Suggested Loop Tour:
Walk in the gate from the parking area. The pine woods on the left host SUMMER TANAGERS in the breeding season, as well as EASTERN WOOD-PEWEES. Continue on the road and soon you will come to a fork in the road, with a trailhead beginning near the fork.   Follow the trail. ** Note: This area and most other open woodlands in Dungannon (with good leaf-litter on the ground) are excellent for CHUCK-WILL's WIDOWS around dusk. **  50 yards down the trail, be alert for WOOD THRUSHES singing and flitting about. Soon you will come to the edge of a small bluff, with a nice swamp on the left.   This swampy area is good for ACADIAN FLYCATCHERS, Pileated Woodpeckers and southern swamp warblers.   This section of trail hosts KENTUCKY WARBLERS in some years and not in others.   Before long, the trail rejoins the entrance road. Go left on the road to continue the tour.

Continue down the service road and be alert for Carolina Chickadee and Tufted Titmouse flocks. Migrating eastern Warblers frequently home in on local insectivores such as Chickadees and Titmouse, so be sure to bird areas holding these resident birds thoroughly.  After a short while, you will come to a spillway beside an earthen dam. Here there is a large open swamp on the left side of the dam.  A nice side trip is to take a short walk on the trail leading right of the dam. This trail follows a hillside along the swampy area.

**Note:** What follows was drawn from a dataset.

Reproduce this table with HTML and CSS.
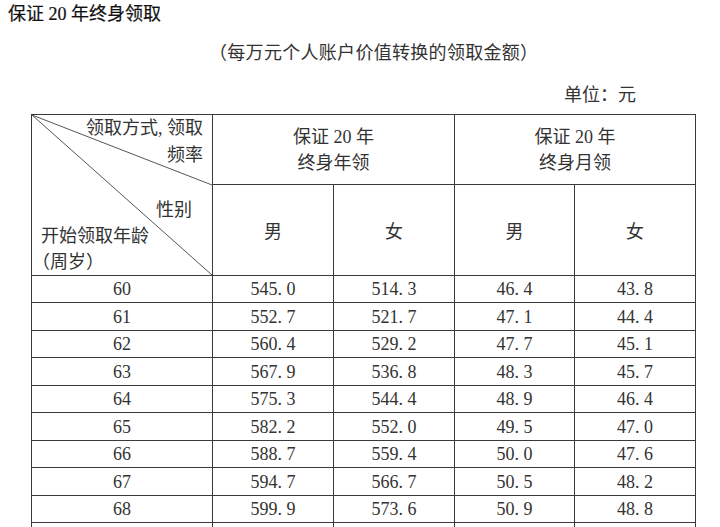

As you follow the service road across the dam, look over the open swamp for ANHINGAS, WOOD DUCKS, PROTHONOTARY WARBLERS, and other swamp denizens.  The little stream on the right side of the dam is a good place to look for migrating NORTHERN WATERTHRUSHES in late April and early May. The trees along the right side of the dam are good for Warblers, Vireos and Flycatchers.  Continue on the service road after the dam and go straight instead of turning left at the road beside the bluebird nest box.

Before long you will see a secondary road leading left from the main service road.  Follow this road for a short way and you will reach a big swamp with a short boardwalk. This area is very good for ANHINGAS, ACADIAN FLYCATCHERS and swamp Warblers.  After enjoying the boardwalk views, retrace your steps a few dozen paces and proceed down the trail to the right (was the trail on your left as you first approached the boardwalk).  This trail leads through some nice woods and eventually reaches the edge of the large, open swamp.  Stand here and look out over the swamp and you should see lots of WOOD STORK nests in the big Cypress trees. In April, you will see WOOD STORKS sailing overhead and landing to collect branches for their nests.   After enjoying the Wood Stork rookery, continue down the trail and explore the area where the trail intersects another trail / old service road. Views of additional WOOD STORK nests may be enjoyed here. Turn left to continue back to the main service road near the end of the long dam. Turn right on the service road and walk back across the dam.

On the far side of the dam, take the trail to the right. This trail leads through some nice habitat which has HOODED WARBLERS and a KENTUCKY WARBLER during some years. When the trail rejoins the service road, turn right to head back to the parking area. Stay on the service road until you reach the entrance gate. Ignore some of the junky property on your left and watch for birds in the transition habitat.

A nice short walking tour follows the light blue arrows on the map image (see above). Walk in the service road from the parking lot and take the left fork (by going straight instead of taking the road to the right). Soon the road comes to a nice Cypress-Tupelo swamp. Two small trails lead right - this area is good for spring migrant ground Warblers such as OVENBIRD and NORTHERN WATERTHRUSH as well as migrating Warblers, Thrushes and breeding Wood Thrushes. One of the trails leads to a nice view of the swamp where WOOD DUCKS, PILEATED WOODPECKERS and BARRED OWLS are often spotted. Returning to the road and following it left around the edge of the swamp leads one through some nice habitat. Long-term plans for the preserve include a boardwalk across the swamp at the far corner of the left-hand service road loop. This is the dotted line segment that is highlighted in yellow on the map image.